Alles ist Karma, inneres und äußeres, höheres und niederes, spirituelles und physisches Karma, und der Meister des inneren Karmas ist die innere Göttlichkeit, die im Herzen unseres Seins wohnt. Der Meister des äußeren Karmas ist Ihre und meine menschliche Persönlichkeit. Alles ist daher Bewußtsein und unsere ganze Aufgabe, das Niedere durch das Höhere zu erheben, besteht in der selbstbewußten Umwandlung des rohen Grundstoffes unseres gewöhnlichen Bewußtseins in ein höheres, in das Gold der inneren Göttlichkeit. In dem Maße, in dem wir für die Impulse unseres inneren Selbstes immer aufgeschlossener werden, wird es uns klar werden, welche Schritte wir unternehmen sollten, um dem inneren Karma in unserem Leben mehr Einfluß zu gewähren. Dann wird der Widerstreit zwischen dem, 'was wir nicht tun, aber tun sollten' und dem, 'was wir nicht tun sollten, aber dennoch tun', nach und nach aufgelöst werden und wir werden fähig sein, die Wegweiser zu verstehen, die uns die täglichen Umstände bieten.

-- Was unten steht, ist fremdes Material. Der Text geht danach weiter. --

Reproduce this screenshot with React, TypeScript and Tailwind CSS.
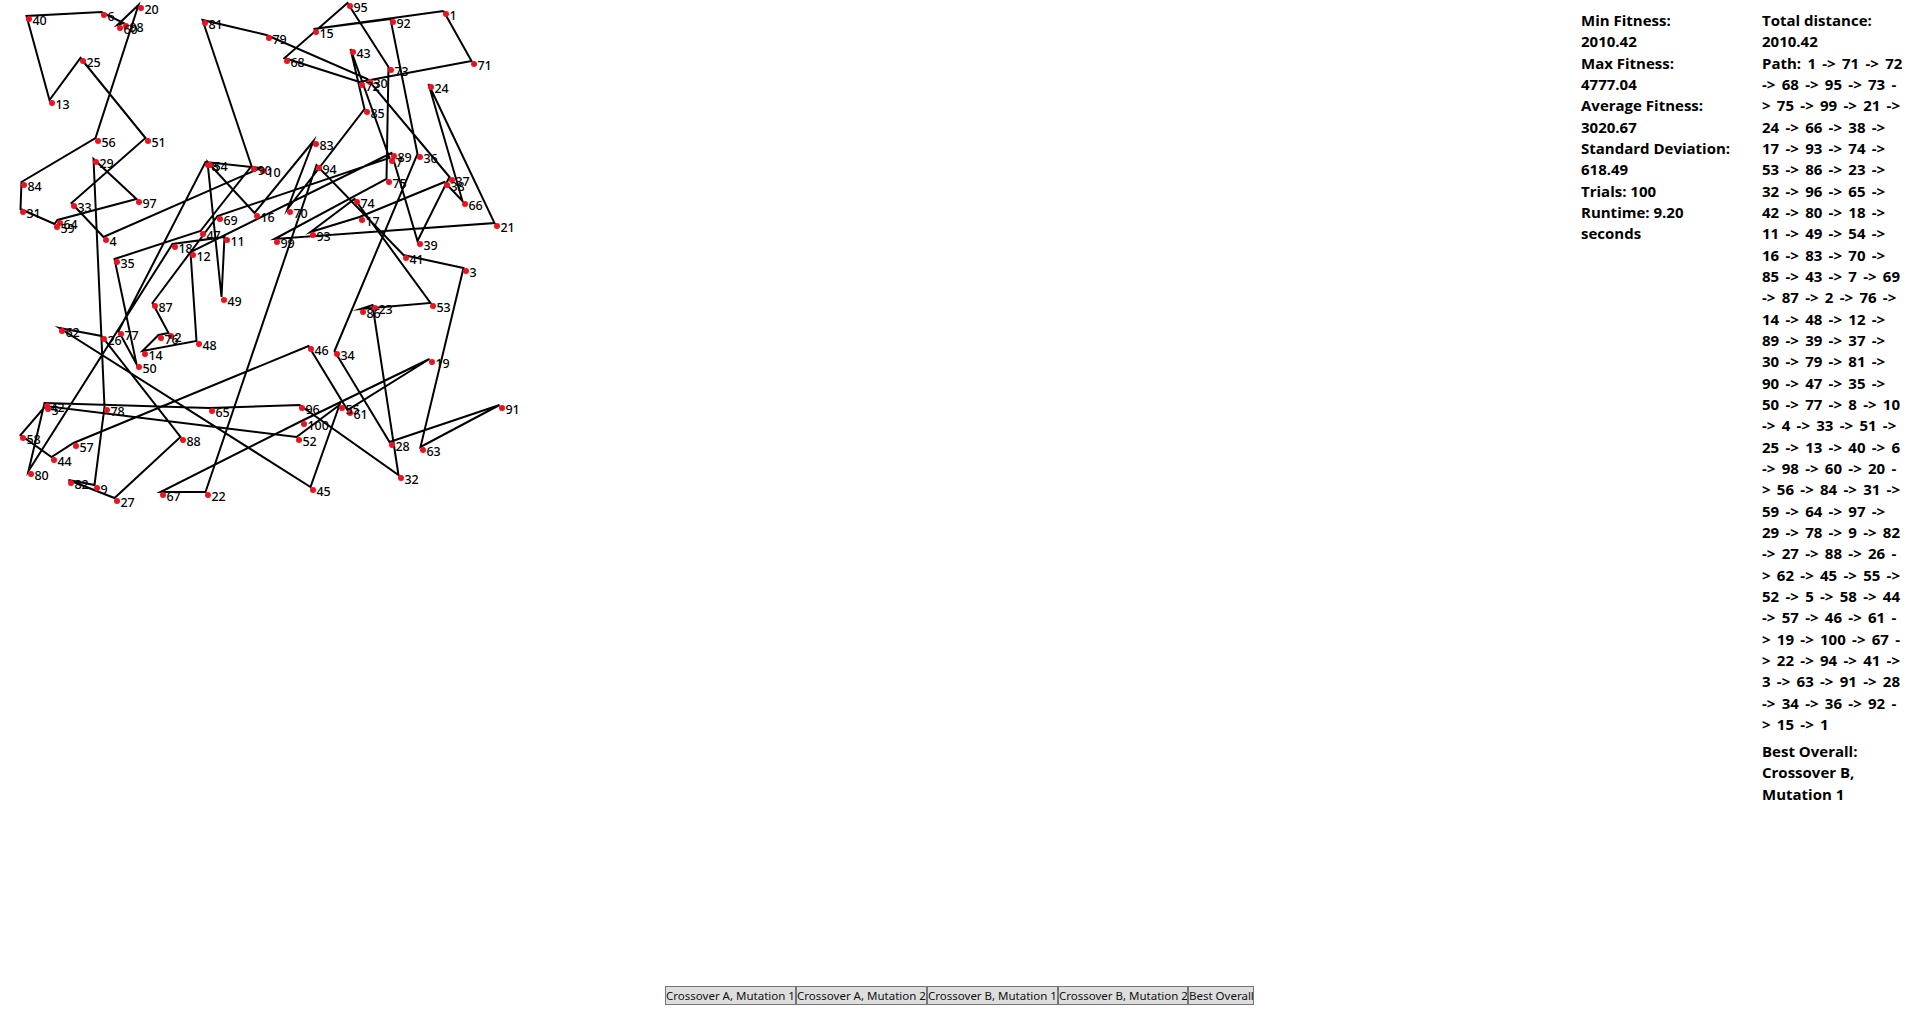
const nodes: Record<number, [number, number]> = {
  1: [446, 14], 2: [171, 336], 3: [466, 271], 4: [106, 240], 5: [48, 409], 6: [104, 15], 7: [392, 161], 8: [208, 165], 9: [97, 488], 10: [263, 171],
  11: [227, 240], 12: [193, 255], 13: [52, 103], 14: [145, 354], 15: [316, 32], 16: [257, 216], 17: [362, 220], 18: [175, 247], 19: [432, 362], 20: [141, 8],
  21: [497, 226], 22: [208, 495], 23: [375, 308], 24: [431, 87], 25: [83, 61], 26: [104, 339], 27: [117, 501], 28: [392, 445], 29: [96, 162], 30: [370, 82],
  31: [23, 212], 32: [401, 478], 33: [74, 206], 34: [337, 354], 35: [117, 262], 36: [420, 157], 37: [452, 180], 38: [447, 185], 39: [420, 244], 40: [29, 19],
  41: [406, 258], 42: [47, 406], 43: [353, 52], 44: [54, 460], 45: [313, 490], 46: [311, 349], 47: [203, 234], 48: [199, 344], 49: [224, 300], 50: [139, 367],
  51: [148, 141], 52: [299, 440], 53: [433, 306], 54: [210, 165], 55: [342, 408], 56: [98, 141], 57: [76, 446], 58: [23, 438], 59: [57, 227], 60: [120, 28],
  61: [350, 413], 62: [62, 331], 63: [423, 450], 64: [60, 223], 65: [212, 411], 66: [465, 204], 67: [163, 495], 68: [287, 61], 69: [220, 219], 70: [290, 212],
  71: [474, 64], 72: [362, 85], 73: [391, 70], 74: [357, 202], 75: [389, 182], 76: [161, 338], 77: [121, 334], 78: [107, 410], 79: [269, 38], 80: [31, 474],
  81: [205, 23], 82: [71, 483], 83: [316, 144], 84: [24, 185], 85: [367, 112], 86: [363, 312], 87: [155, 306], 88: [183, 440], 89: [394, 156], 90: [254, 169],
  91: [502, 408], 92: [393, 22], 93: [313, 235], 94: [319, 168], 95: [350, 6], 96: [302, 408], 97: [139, 202], 98: [126, 26], 99: [277, 242], 100: [304, 424],
}

const path = [
  1, 71, 72, 68, 95, 73, 75, 99, 21, 24, 66, 38, 17, 93, 74, 53, 86, 23, 32, 96, 65, 42, 80, 18, 11, 49, 54, 16, 83, 70, 85, 43, 7, 69, 87, 2, 76, 14, 48, 12,
  89, 39, 37, 30, 79, 81, 90, 47, 35, 50, 77, 8, 10, 4, 33, 51, 25, 13, 40, 6, 98, 60, 20, 56, 84, 31, 59, 64, 97, 29, 78, 9, 82, 27, 88, 26, 62, 45, 55, 52,
  5, 58, 44, 57, 46, 61, 19, 100, 67, 22, 94, 41, 3, 63, 91, 28, 34, 36, 92, 15, 1,
]

const statLines = [
  'Min Fitness:', '2010.42', 'Max Fitness:', '4777.04', 'Average Fitness:', '3020.67',
  'Standard Deviation:', '618.49', 'Trials: 100', 'Runtime: 9.20', 'seconds',
]

const pathLines = [
  'Path: 1 -> 71 -> 72', '-> 68 -> 95 -> 73 -', '> 75 -> 99 -> 21 ->', '24 -> 66 -> 38 ->', '17 -> 93 -> 74 ->',
  '53 -> 86 -> 23 ->', '32 -> 96 -> 65 ->', '42 -> 80 -> 18 ->', '11 -> 49 -> 54 ->', '16 -> 83 -> 70 ->', '85 -> 43 -> 7 -> 69', '-> 87 -> 2 -> 76 ->',
  '14 -> 48 -> 12 ->', '89 -> 39 -> 37 ->', '30 -> 79 -> 81 ->', '90 -> 47 -> 35 ->', '50 -> 77 -> 8 -> 10', '-> 4 -> 33 -> 51 ->', '25 -> 13 -> 40 -> 6',
  '-> 98 -> 60 -> 20 -', '> 56 -> 84 -> 31 ->', '59 -> 64 -> 97 ->', '29 -> 78 -> 9 -> 82', '-> 27 -> 88 -> 26 -', '> 62 -> 45 -> 55 ->', '52 -> 5 -> 58 -> 44',
  '-> 57 -> 46 -> 61 -', '> 19 -> 100 -> 67 -', '> 22 -> 94 -> 41 ->', '3 -> 63 -> 91 -> 28', '-> 34 -> 36 -> 92 -', '> 15 -> 1',
]

const tabs = [
  { label: 'Crossover A, Mutation 1', width: 'w-[131px]' },
  { label: 'Crossover A, Mutation 2', width: 'w-[131px]' },
  { label: 'Crossover B, Mutation 1', width: 'w-[131px]' },
  { label: 'Crossover B, Mutation 2', width: 'w-[130px]' },
  { label: 'Best Overall', width: 'w-[66px]' },
]

const TourGraph = () => {
  // lines sit slightly up and left of the dots in the original canvas
  const points = path.map((id) => `${nodes[id][0] - 2.5},${nodes[id][1] - 3}`).join(' ')
  return (
    <svg width="530" height="510" className="block shrink-0">
      <polyline points={points} fill="none" stroke="#000" strokeWidth="2" strokeLinejoin="miter" strokeMiterlimit="10" />
      {Object.entries(nodes).map(([id, [x, y]]) => (
        <circle key={id} cx={x} cy={y} r="3" fill="#ee1122" />
      ))}
      {Object.entries(nodes).map(([id, [x, y]]) => (
        <text key={id} x={x + 3.4} y={y + 5.5} fontSize="12.5" fill="#000" className="font-medium font-['Noto_Sans',sans-serif]">
          {id}
        </text>
      ))}
    </svg>
  )
}

export default function App() {
  return (
    <div className="flex h-screen w-full flex-col overflow-hidden bg-white pb-[10px] text-black font-['Open_Sans',sans-serif]">
      <div className="flex flex-1 justify-between">
        <TourGraph />
        <div className="flex pt-[10px] text-[15px] leading-[21.33px] font-bold whitespace-nowrap">
          <div className="w-[181px]">
            {statLines.map((line, i) => (
              <div key={i}>{line}</div>
            ))}
          </div>
          <div className="w-[157px]">
            <div>Total distance:</div>
            <div>2010.42</div>
            {pathLines.map((line, i) => (
              <div key={i} className="[word-spacing:2.4px]">
                {line}
              </div>
            ))}
            <div className="mt-[6px]">
              <div>Best Overall:</div>
              <div>Crossover B,</div>
              <div>Mutation 1</div>
            </div>
          </div>
        </div>
      </div>
      <div className="flex justify-center">
        {tabs.map((tab) => (
          <button
            key={tab.label}
            className={`${tab.width} h-[19px] overflow-hidden border border-[#767676] bg-[#dedede] text-center text-[11.5px] leading-[16px] whitespace-nowrap text-[#111] font-['Noto_Sans',sans-serif]`}
          >
            {tab.label}
          </button>
        ))}
      </div>
    </div>
  )
}
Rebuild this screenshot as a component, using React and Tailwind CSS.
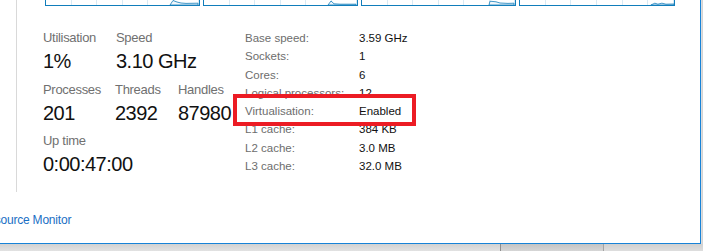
import React from 'react';

const graphs = [
  { w: 'w-[155px]', d: 'M124,5 L127,0.5 L131,2 L135,3 L140,3.4 L152,3.2 L152,5 Z' },
  { w: 'w-[155px]', d: 'M124,5 L127,1 L130,3.8 L136,4.2 L152,4.2 L152,5 Z' },
  { w: 'w-[155px]', d: 'M127,5 L128,1.2 L134,1.8 L138,3 L146,3.4 L152,3.2 L152,5 Z' },
  { w: 'w-[156px]', d: 'M130,5 L134,3.2 L137,4.2 L141,3.2 L145,4.2 L153,4 L153,5 Z' },
];

const specs = [
  ['Base speed:', '3.59 GHz'],
  ['Sockets:', '1'],
  ['Cores:', '6'],
  ['Logical processors:', '12'],
  ['Virtualisation:', 'Enabled'],
  ['L1 cache:', '384 KB'],
  ['L2 cache:', '3.0 MB'],
  ['L3 cache:', '32.0 MB'],
];

const Stat = ({ label, value, className = '' }) => (
  <div className={className}>
    <div className="text-[13px] leading-[16px] tracking-[-0.3px] text-[#707070]">{label}</div>
    <div className="mt-[3px] text-[20px] leading-[24px] tracking-[-0.5px] text-[#111]">{value}</div>
  </div>
);

const Graph = ({ w, d }) => (
  <div className={`${w} h-[6px] relative border-x border-b border-[#117dbb] flex`}>
    {[0, 1, 2, 3, 4, 5].map((i) => (
      <div key={i} className="flex-1 border-r border-[#d9eaf4] last:border-r-0" />
    ))}
    <svg className="absolute inset-0 w-full h-full" viewBox="0 0 153 5" preserveAspectRatio="none">
      <path d={d} fill="#f1f6fa" stroke="#117dbb" strokeWidth="0.8" />
    </svg>
  </div>
);

export default function App() {
  return (
    <div className="relative w-[703px] h-[251px] overflow-hidden bg-[#d6d6d6] font-['Liberation_Sans',Arial,sans-serif]">
      <div className="flex">
        <div className="w-[701px] h-[244px] bg-white border-r border-b border-[#1883d7] flex flex-col">
          <div className="flex h-[192px]">
            <div className="w-[17px] shrink-0 border-r border-[#d9d9d9]" />
            <div className="flex-1">
              <div className="flex gap-[3px] pl-[28px]">
                {graphs.map((g, i) => (
                  <Graph key={i} {...g} />
                ))}
              </div>

              <div className="flex mt-[24px]">
                <div className="ml-[26px] w-[202px] shrink-0">
                  <div className="flex">
                    <Stat className="w-[73px]" label="Utilisation" value="1%" />
                    <Stat label="Speed" value="3.10 GHz" />
                  </div>
                  <div className="flex mt-[8.5px]">
                    <Stat className="w-[72px]" label="Processes" value="201" />
                    <Stat className="w-[63px]" label="Threads" value="2392" />
                    <Stat label="Handles" value="87980" />
                  </div>
                  <Stat className="mt-[8.5px]" label="Up time" value="0:00:47:00" />
                </div>

                <div className="grid grid-cols-[114px_auto] text-[11.5px] leading-[17.9px]">
                  {specs.map(([k, v]) => (
                    <React.Fragment key={k}>
                      <div className="text-[#6d6d6d]">{k}</div>
                      <div className="text-[#111]">{v}</div>
                    </React.Fragment>
                  ))}
                </div>
              </div>
            </div>
          </div>

          <div className="mt-[20px] overflow-hidden">
            <a className="block ml-[-52px] whitespace-nowrap text-[12px] leading-[16px] tracking-[-0.2px] text-[#1a6fc4]">
              Open Resource Monitor
            </a>
          </div>
        </div>
        <div className="flex-1 h-[244px] bg-gradient-to-r from-[#e0e0e0] to-[#cfcfcf]" />
      </div>

      <div className="flex h-[7px]">
        <div className="w-[500px] bg-gradient-to-b from-[#d2d2d2] to-[#e2e2e2]" />
        <div className="w-[103px] border-l border-[#8e8e8e] bg-gradient-to-b from-[#c4c4c4] to-[#d6d6d6]" />
        <div className="flex-1 border-l border-[#a4a4a4] bg-gradient-to-b from-[#d0d0d0] to-[#dedede]" />
      </div>

      <div className="absolute left-[233px] top-[94px] w-[183px] h-[32px] border-4 border-[#ec1c24]" />
    </div>
  );
}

Die Fäden Karmas sind fein gesponnen und kein einziger Faden geht in dem größeren Muster unserer Evolution verloren. Deshalb kann es letzten Endes nichts anderes geben als Gerechtigkeit, die wiederum nichts anderes ist, als die Herstellung des Gleichgewichtes in Aktion und Reaktion, Ursache und Wirkung, Säen und Reifen. Warum haben wohl alle großen Religionen und Philosophien diese eine Lehre betont: Den Ausgleich der Waagschalen des Schicksals? Benützten nicht die alten Griechen die Waagschalen als das Symbol universaler Gerechtigkeit, der Ordnung und des Gleichgewichts - ein Symbol, das wir im Westen getreu übernommen haben? Haben nicht auch die Ägypter diese Wahrheit in ihrer dramatischen Szene des letzten Gerichtes betont, wie sie in ihren Papyri und Tempeln dargestellt wird: Das "Abwiegen des Herzens gegen die Feder der Wahrheit"?
Alles in der Natur wirkt auf Harmonie hin, auf das Wachstum vom Geringeren zum Größeren. Warum sollten wir den Menschen als eine Ausnahme betrachten? Wenn den physischen Bereichen Gerechtigkeit innewohnt, warum sollte sie dann nicht auch in den moralischen und spirituellen Erfahrungsbereichen sein? Und ferner, warum sollte sie nicht auch international und national, rassisch und individuell sein?